More About Pagination and PageRank
Google Pagerank (PR) used to be measured using the Google Toolbar on a logarithmic scale from 0 to 10. In general, I would say you needed Toolbar PageRank (tPR) of 1 to get indexed, and 2 to rank for competitive tail terms. To make calculations of PR easier, I usually work in Linear Link Juice units (LLJ).
- 0 tPR = 1 LLJ
- 1 tPR = 10 LLJ
- 2 tPR = 100 LLJ
- 3 tPR = 1,000 LLJ
- 4 tPR = 10,000 LLJ
- ...
When I say that pagination doesn't pass PageRank beyond page 2, I'm assuming that each page in the pagination links only to the next page. In that case it is very easy to see what happens. Let's say that your page 1 category page has tPR of 3. It would have 1,000 units of LLJ, of which 900 are available to pass (due to the PageRank damping factor). In the case that there are exactly 21 links on your page 1 (20 to products and one to page 2) then each of those other pages has a LLJ of 43 or a tPR of 1.6. Enough to get indexed and rank decently well.
Page 2 has 43 LLJ to pass. Each page it links to only gets 1.8 LLJ or 0.3 tPR. Probably not enough to get the product pages indexed. Certainly not enough PageRank for page 3 to pass anything meaningful on at all.
When you introduce 10 pagination links on every page it makes the calculations much harder because there are feedback loops into the calculation. You have to build a link graph and calculate flow on multiple iterations through it. You end up in a similar situation. You have 20 products that get a decent amount of PageRank from page 1. Pagination pages 2 through 11 get similar amounts of PageRank and you might be able to get the 200 products they link to indexed. Beyond page 10, it is similar to page 3 in the single link model.
In the end, calculating PR is mostly an academic exercise. Other factors such as what Google identifies as low quality end up playing big roles. Google will likely choose not to index your paginated pages because they don't make good landing pages. In my experience, it appears that Google treats non-indexed pages the same as if they had noindex
meta tags. In other words, even if you can get PR to them, it doesn't matter if Google doesn't want to index them. It won't end up passing PageRank through them.
I second what @Stephen Ostermiller said but I unfortunately have to disagree about his suggestion of implementing Infinite scroll.
Infinite scroll and load more
According to John mueller, Googlebot expands the viewport height to simulate the rendering of the page as if it would be displayed on an extremely long display. If your page with infinite scroll is bigger than the viewport all the links beyond the limit of googlebot will never be crawled. In other words, googlebot sees the page with infinite scroll as one long page. You could also create a long page to be sure that googlebot crawls it.
On top of that John Mueller mentioned that Googlebot does not "click" on Javascript "load more" buttons.
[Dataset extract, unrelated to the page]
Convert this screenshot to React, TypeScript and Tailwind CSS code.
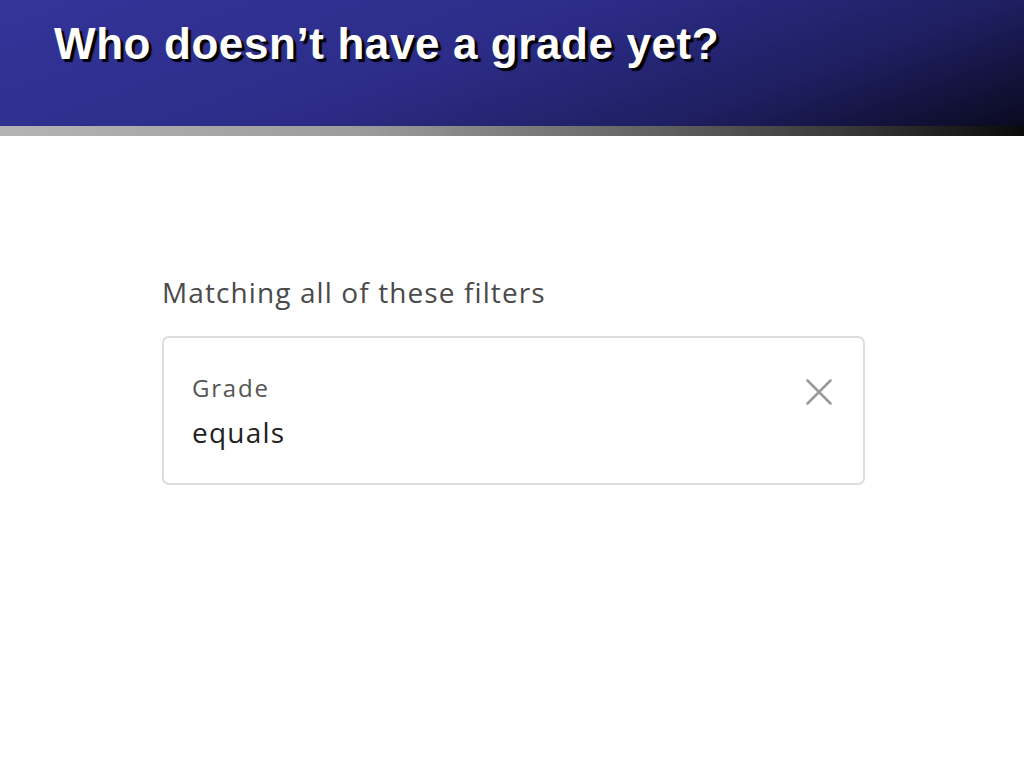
import React from "react";

export default function App() {
  return (
    <div className="w-[1024px] h-[768px] bg-white overflow-hidden flex flex-col">
      <div className="h-[126px] bg-[linear-gradient(160deg,#34349a_0%,#2c2c88_45%,#1e1e60_75%,#0a0a20_100%)] pl-[54px] pt-[18px]">
        <h1
          className="text-white font-bold text-[44px] leading-[52px] tracking-[0.6px] [text-shadow:3px_3px_1px_#000]"
          style={{ fontFamily: '"Liberation Sans", Arial, sans-serif' }}
        >
          Who doesn’t have a grade yet?
        </h1>
      </div>
      <div className="h-[10px] bg-[linear-gradient(90deg,#b4b4b4_0%,#9c9c9c_35%,#6a6a6a_60%,#333333_85%,#0a0a0a_100%)]" />
      <div
        className="pl-[162px] pt-[138px]"
        style={{ fontFamily: '"Open Sans", "Noto Sans", sans-serif' }}
      >
        <div className="text-[#4a4a4a] text-[28px] leading-[36px] tracking-[1.1px]">
          Matching all of these filters
        </div>
        <div className="mt-[26px] w-[703px] h-[149px] border-2 border-[#dddddd] rounded-[7px] flex justify-between pl-[28px] pr-[30px] pt-[34px]">
          <div className="flex flex-col">
            <span className="text-[#555555] text-[24px] leading-[32px] tracking-[1.8px]">Grade</span>
            <span className="text-[#222222] text-[28px] leading-[40px] mt-[8px] tracking-[1.2px]">equals</span>
          </div>
          <svg width="28" height="28" viewBox="0 0 28 28" className="mt-[6px]">
            <path d="M2.5 2.5 L25.5 25.5 M25.5 2.5 L2.5 25.5" stroke="#9a9a9a" strokeWidth="2.6" strokeLinecap="round" />
          </svg>
        </div>
      </div>
    </div>
  );
}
Reference - Google webmaster hangout with John Mueller: https://youtu.be/WAagTHeF9N0?t=1320
Less paginated pages
Consequently, I think that the only way to go through this would be to create paginated pages with as much content as you can to lower the number of paginated pages. For instance, I increased the number of posts I published on my category pages from 15 to 60. My goal was to get a page with a 1mb transferred file size. To do so, I have optimized my Jpg files. My wordpress theme is really responsive and display tiny images on mobile phones. That's why it is important to use an image compression tool like https://squoosh.app/ (Squoosh is a free online compression tool maintained by Google Chrome labs.)
Consequently, Googlebot has only three pages to crawl to see all the links. I could have removed the pictures on the category page so that I could have added many more links on this category page.
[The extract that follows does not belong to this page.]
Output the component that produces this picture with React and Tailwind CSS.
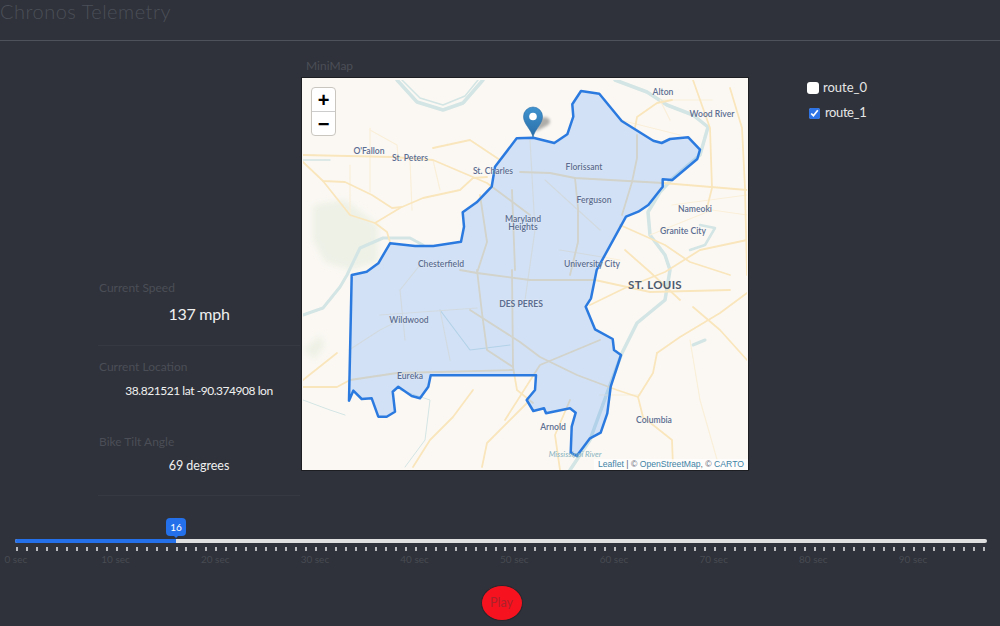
import React from "react";

const boundary = "351.7,275 366.7,271.7 378.3,263.3 390,243.3 415,246 433.3,246 461,241.7 464,226.7 462.7,212.3 476.7,202.3 491.7,186.7 495,166.7 516.7,138.3 533.3,137.7 554.3,143 567.3,134.3 573.3,116.7 572.3,104.3 581,91 599.3,93.7 621.7,121 653.3,140.7 661.7,143 670,139 688.3,137.3 700,149.7 697.3,159 672.3,180 662.7,179.3 662.7,186.7 648.3,205 638.3,211.7 626,216.7 596.7,270 591,298.3 585.7,306.7 595,329.3 612.7,339 614,350 621,355 610.7,386.7 607.3,413.3 600.7,432.7 590,438.3 576.7,456 570.7,452.7 571.7,426.7 575.7,412.7 570,408.3 546,413.3 544,408.3 533.3,411 526.7,400 535,390 536,375.3 430.7,375.3 428.3,386.7 420,398.3 411.7,396 398.3,386.7 392.7,391.7 395,411.7 386.7,416.7 378.3,416.7 371.7,398.3 361.7,399 353.3,390.7 349,400.7";

const majorRoads = [
  "303,155 393,157 433,160 487,183 530,215",
  "303,162 323,181 345,182 372,195 392,208 402,207 423,198 460,190 473,178 487,177",
  "323,181 350,215 375,223 400,208",
  "375,223 387,232 390,242",
  "433,148 470,140 500,160",
  "520,172 550,173 575,178 663,183 747,190",
  "637,135 637,158 632,182 622,215",
  "575,178 578,208 578,242 570,275",
  "635,128 637,117 657,103 672,100",
  "693,80 710,128 712,188 707,208",
  "730,88 742,128 745,188 747,275",
  "693,307 720,330 747,360",
  "657,353 680,337 720,313 747,293",
  "657,353 653,373 638,397 643,417 672,440 673,467",
  "638,397 617,390 577,375 540,357 520,342 470,310",
  "477,270 482,313 487,350 513,367 517,390 533,403",
  "512,270 513,367",
  "512,190 515,270",
  "480,195 487,242 477,273",
  "350,380 397,373 513,370",
  "303,387 337,387 350,380",
  "303,380 337,353",
  "473,390 453,417 430,440 413,467",
  "527,403 487,443 482,467",
  "460,270 477,273 530,280 595,280 650,292 730,290",
  "590,305 625,288 665,272 700,250 747,240",
  "620,225 665,245 690,262 730,275",
  "625,250 650,272 680,300",
  "570,400 555,435 560,470",
  "600,340 540,365 505,420",
];

const minorRoads = [
  "370,128 370,192",
  "370,130 397,145 398,157",
  "380,315 477,308",
  "349,350 380,330 400,320",
  "433,160 440,190",
  "350,165 350,215",
  "410,160 412,210",
  "530,140 535,230 525,300",
  "545,180 600,230",
  "420,265 400,290 405,340",
  "620,120 680,135",
  "560,250 620,260",
  "440,310 450,360",
  "650,235 712,210 747,215",
  "672,205 747,195",
  "670,120 660,100 712,100",
  "690,340 700,400 720,470",
  "600,395 640,395",
];

const labels = [
  ["O'Fallon", 369, 154, 600],
  ["St. Peters", 410, 161, 600],
  ["St. Charles", 493, 174, 600],
  ["Maryland", 523, 222, 600],
  ["Heights", 523, 230, 600],
  ["Florissant", 584, 170, 600],
  ["Ferguson", 594, 203, 600],
  ["University City", 592, 267, 600],
  ["Alton", 663, 95, 600],
  ["Wood River", 712, 117, 600],
  ["Nameoki", 695, 212, 600],
  ["Granite City", 683, 234, 600],
  ["Chesterfield", 441, 267, 600],
  ["Wildwood", 409, 323, 600],
  ["DES PERES", 521, 307, 700],
  ["Eureka", 410, 379, 600],
  ["Columbia", 654, 423, 600],
  ["Arnold", 553, 430, 600],
];

function MapDrawing() {
  return (
    <svg viewBox="302 78 446 392" className="block w-full h-full">
      <defs>
        <linearGradient id="pin" x1="0" y1="0" x2="0" y2="1">
          <stop offset="0" stopColor="#3f93cf" />
          <stop offset="1" stopColor="#2a6ea8" />
        </linearGradient>
        <filter id="soft" x="-20%" y="-20%" width="140%" height="140%"><feGaussianBlur stdDeviation="3" /></filter>
        <filter id="shadow" x="-30%" y="-30%" width="160%" height="160%"><feGaussianBlur stdDeviation="1.5" /></filter>
        <filter id="base" x="0" y="0" width="100%" height="100%"><feGaussianBlur stdDeviation="0.35" /></filter>
      </defs>
      <rect x="302" y="78" width="446" height="392" fill="#fbf8f3" />
      <g filter="url(#base)">
        <path d="M313,205 L345,200 L378,225 L378,262 L350,270 L325,262 L313,240 Z" fill="#edf1e6" filter="url(#soft)" />
        <path d="M303,350 L320,335 L325,345 L315,360 Z" fill="#eef1e6" filter="url(#soft)" />
        <g fill="none" strokeLinecap="round" strokeLinejoin="round" stroke="#d3e5e4">
          <polyline points="397,80 417,102 443,110 463,103 483,80" strokeWidth="3.5" />
          <polyline points="402,80 420,98 443,105 465,96 478,80" strokeWidth="1.5" />
          <polyline points="303,315 323,308 340,287 347,275 360,248 383,238 410,238 423,245" strokeWidth="3" />
          <polyline points="615,80 647,92 667,105 693,115 708,127 700,155 673,178 660,192 648,212 650,235 665,255 670,270 665,300 637,323 622,353 610,385 590,440 570,470" strokeWidth="3.5" />
          <polyline points="700,225 715,228 705,245 690,250" strokeWidth="2.5" />
          <polyline points="693,345 705,340" strokeWidth="3" />
          <polyline points="303,160 330,160" strokeWidth="1.5" />
          <polyline points="400,390 430,400 425,440 405,467" strokeWidth="1" />
          <polyline points="303,400 330,410 345,415" strokeWidth="1" />
          <polyline points="440,310 470,350 510,345" strokeWidth="1.2" />
        </g>
        <g fill="none" strokeLinecap="round" strokeLinejoin="round">
          {minorRoads.map((p, i) => <polyline key={i} points={p} stroke="#faefd9" strokeWidth="1.2" />)}
          {majorRoads.map((p, i) => <polyline key={i} points={p} stroke="#fae6bd" strokeWidth="1.8" />)}
        </g>
      </g>
      <polygon points={boundary} fill="#3388ff" fillOpacity="0.2" stroke="#2b7ae0" strokeWidth="2.5" strokeLinejoin="round" />
      {labels.map(([t, x, y, w]) => (
        <text key={t} x={x} y={y} textAnchor="middle" fontSize="8.6" fontWeight={w} fontFamily="Lato, sans-serif" fill="#5b6d90" stroke="#ffffff" strokeOpacity="0.3" strokeWidth="1" paintOrder="stroke">{t}</text>
      ))}
      <text x="655" y="289" textAnchor="middle" fontSize="11.5" fontWeight="700" fontFamily="Lato, sans-serif" letterSpacing="0.3" fill="#4d5a70">ST. LOUIS</text>
      <text x="575" y="456.5" textAnchor="middle" fontSize="7.8" fontStyle="italic" fontFamily="Lato, sans-serif" fill="#86b3c0">Mississippi River</text>
      <path d="M535,132 L548,125 Q553,120 546,117 L541,118 Z" fill="#000" fillOpacity="0.3" filter="url(#shadow)" />
      <path d="M533,137 C531,129 523.5,124 523.5,116.5 A9.5,9.5 0 0 1 542.5,116.5 C542.5,124 535,129 533,137 Z" fill="url(#pin)" stroke="#2a6ea8" strokeWidth="0.6" />
      <circle cx="533" cy="116.5" r="3.8" fill="#fff" />
    </svg>
  );
}

const ticks = Array.from({ length: 98 }, (_, i) => i);
const secLabels = [0, 10, 20, 30, 40, 50, 60, 70, 80, 90];

export default function App() {
  return (
    <div className="h-[626px] w-[1000px] overflow-hidden bg-[#2f323a] font-[Lato,sans-serif] flex flex-col">
      <header className="h-[41px] border-b border-[#4e525b]">
        <h1 className="text-[20px] leading-[22px] font-light text-[#4b4f58] tracking-[0.5px]">Chronos Telemetry</h1>
      </header>

      <main className="h-[455px] flex">
        <section className="w-[202px] ml-[98px] mr-[2px] flex flex-col justify-end">
          <div className="border-b border-[#363941]">
            <div className="text-[12px] leading-[16px] text-[#4b4e57] pl-px">Current Speed</div>
            <div className="text-center text-[#f0f0f0] text-[16px] leading-[22px] tracking-[-0.25px] mt-[7px] pb-[20px]">137 mph</div>
          </div>
          <div className="h-[13px]" />
          <div>
            <div className="text-[12px] leading-[16px] text-[#4b4e57] pl-px">Current Location</div>
            <div className="text-center text-[#f0f0f0] text-[12px] leading-[18px] tracking-[-0.45px] mt-[7px] pb-[34px]">38.821521 lat -90.374908 lon</div>
          </div>
          <div className="border-b border-[#363941]">
            <div className="text-[12px] leading-[16px] text-[#4b4e57] pl-px">Bike Tilt Angle</div>
            <div className="text-center text-[#f0f0f0] text-[12.5px] leading-[18px] mt-[7px] pb-[20px]">69 degrees</div>
          </div>
        </section>

        <section className="w-[446px] pt-[17px]">
          <div className="text-[12px] leading-[16px] pl-[4px] text-[#4b4e57] mb-[4px]">MiniMap</div>
          <div className="relative h-[392px] w-[446px] outline outline-1 outline-[#1d1e22]">
            <MapDrawing />
            <div className="absolute left-[9px] top-[9px] w-[25px] rounded-[4px] border border-[#c9c6c0] bg-white overflow-hidden">
              <div className="h-[24px] flex items-center justify-center border-b border-[#ccc] text-black text-[20px] font-bold leading-none font-['Liberation_Sans',sans-serif]">+</div>
              <div className="h-[23px] flex items-center justify-center text-black text-[20px] font-bold leading-none font-['Liberation_Sans',sans-serif]">−</div>
            </div>
            <div className="absolute right-0 bottom-0 h-[11px] px-[4px] bg-white/70 text-[8.65px] leading-[11px] whitespace-nowrap text-[#667] font-['Liberation_Sans',sans-serif]">
              <span className="text-[#3f84a6]">Leaflet</span> | © <span className="text-[#3f84a6]">OpenStreetMap</span>, © <span className="text-[#3f84a6]">CARTO</span>
            </div>
          </div>
        </section>

        <section className="pt-[38px] pl-[59px] text-[13px] text-[#e6e6e6]">
          <label className="flex items-center h-[18px]">
            <input type="checkbox" readOnly className="w-[12px] h-[12px] appearance-none bg-white rounded-[3px] mr-[4px]" />
            route_0
          </label>
          <label className="flex items-center h-[18px] mt-[7px] pl-[2px] tracking-[-0.4px]">
            <input type="checkbox" checked readOnly className="w-[11px] h-[11px] m-0 accent-[#2f74e6] mr-[5px]" />
            route_1
          </label>
        </section>
      </main>

      <section className="relative h-[79px] pt-[43px] px-[15px]">
        <div className="absolute left-[166px] top-[22px] w-[20px] h-[18px] rounded-[4px] bg-[#2470ea] text-white text-[10px] font-normal leading-[18px] text-center">
          16
          <div className="absolute left-[7px] top-[17px] w-0 h-0 border-x-[3px] border-x-transparent border-t-[3px] border-t-[#2470ea]" />
        </div>
        <div className="h-[4px] w-[972px] rounded-[2px] bg-[#e0e0e0] flex overflow-hidden">
          <div className="h-full w-[161px] bg-[#2470ea]" />
        </div>
        <div className="mt-[4px] h-[4px] w-[971px] pl-px flex justify-between">
          {ticks.map((i) => <div key={i} className="w-[2px] h-[4px] bg-[#b9babd]" />)}
        </div>
        <div className="flex mt-[2px] -ml-[49px] text-[10px] leading-[12px] text-[#484b53]">
          {secLabels.map((s) => <div key={s} className="w-[99.7px] shrink-0 text-center">{s} sec</div>)}
        </div>
      </section>

      <footer className="flex justify-center pt-[10px] pl-[3px]">
        <button className="w-[42px] h-[36px] rounded-[50%] bg-[#f6131f] border border-[#26282e] text-[12.5px] text-[#ad212b]">Play</button>
      </footer>
    </div>
  );
}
So, if you have 10 paginated pages with 10 links each, if you increase the number of links to 50, it means that it will only generate 2 paginated pages. You will save 8 paginated pages. It is a huge benefit in terms of crawl budget. This also mean that every time you add an article to the category, It will take time before a new link reaches the bottom of the page and goes to the second page.
My observation:
I have looked into my access log several times. I have a website powered by Wordpress which feature paginated category pages. Usually, it often crawls the first page of the category page, then it rarely crawls the second page, and crawls even more rarely the third page. In my case, the third page is crawled every 2 months to be precise. So, the more you have paginated pages and the less likely Google will crawl the subsequent pages.
To this extent, Google treats paginated page very much like regular pages when they are buried deep inside the website structure.
I have added and removed (prev/next) tag several times, and I didn't see any changes on google or Bing.
Also, I have found this photo of a seminar with John Mueller. There is a slide entitled pagination without rel prev/next. And it reminded me what John Mueller said.
- Link naturally between pages (granted. everybody does it)
- Use clean URLS (Google advises avoiding /?=parameters or 1 parameter)
- Paginated content vs Detail links: J. Mueller suggest to noindex paginated pages if the links within those pages can be found somewhere else.
Google wanted to kill the ranking of those paginated pages that you can see on clickbait websites in the ads at the bottom of some websites.
For example: "the 10 richest men in the world". The webmaster divided the page into 10 forcing readers to click "next" to discover every rich man. They do so to force readers to see every advertisement. However, this page will never rank well in Google since the subsequent paginated pages will get (almost) no google juice.